Hoy se les conoce por “ejecutivos de ventas”, pero en tiempos pasados según recuerdos de un gran amigo, entrado en años que ejerció esta digna profesión, el viajante de comercio era un creador de riqueza.
Tenía que ser psicólogo y poseer voluntad férrea para triunfar, carácter alegre y persuasivo, la paciencia de Job, palabra fácil, ingenio despierto. A estas condiciones esenciales hay que añadir las físicas: naturaleza casi sobrenatural, estomago de acero, pulmones de bronce, piernas de gamo y vista de águila.

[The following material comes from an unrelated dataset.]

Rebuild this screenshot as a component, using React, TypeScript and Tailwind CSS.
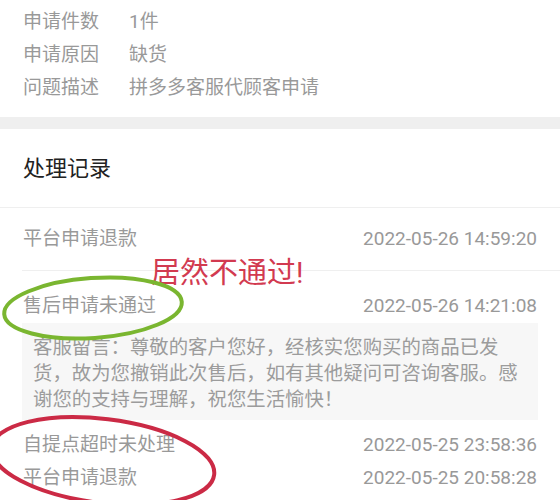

Eran los embajadores del progreso, llevando a todas partes por donde pasaban lo de más reciente creación en estuches de galantería y gentileza. Troveros deliciosos obligados a saber cantar las excelencias de la mercancía que exponían. Comentaristas burlones y sagaces de la vida, sin perder la nota de sutileza para conseguir la atracción.
Debían ser como periódicos humanos llenos de ciencia popular, salpicada con esa amenidad que era patrimonio de los corredores de mundo. Soportar ironías y hasta ciertos descaros con un talante estoico, tratando de reflejar siempre en su rostro la admirable sonrisa de la empatía.
Se desplazaban en incómodos autobuses, desvencijados trenes, a pie y en burro si fuese necesario, tenían que pasar por el martirio de los hospedajes horribles propios de aquellas épocas, sufrir fríos y calores. Lo peor, largas semanas fuera de sus hogares
Mi admiración y respeto para aquellos héroes que no disfrutaron de coches veloces y dotados de aire acondicionado, autopistas, aviones, hoteles de cinco estrellas, teléfonos móviles y ordenadores portátiles. Corran estas líneas del recuerdo, para esa especie en extinción, si no desaparecida, llamada viajante.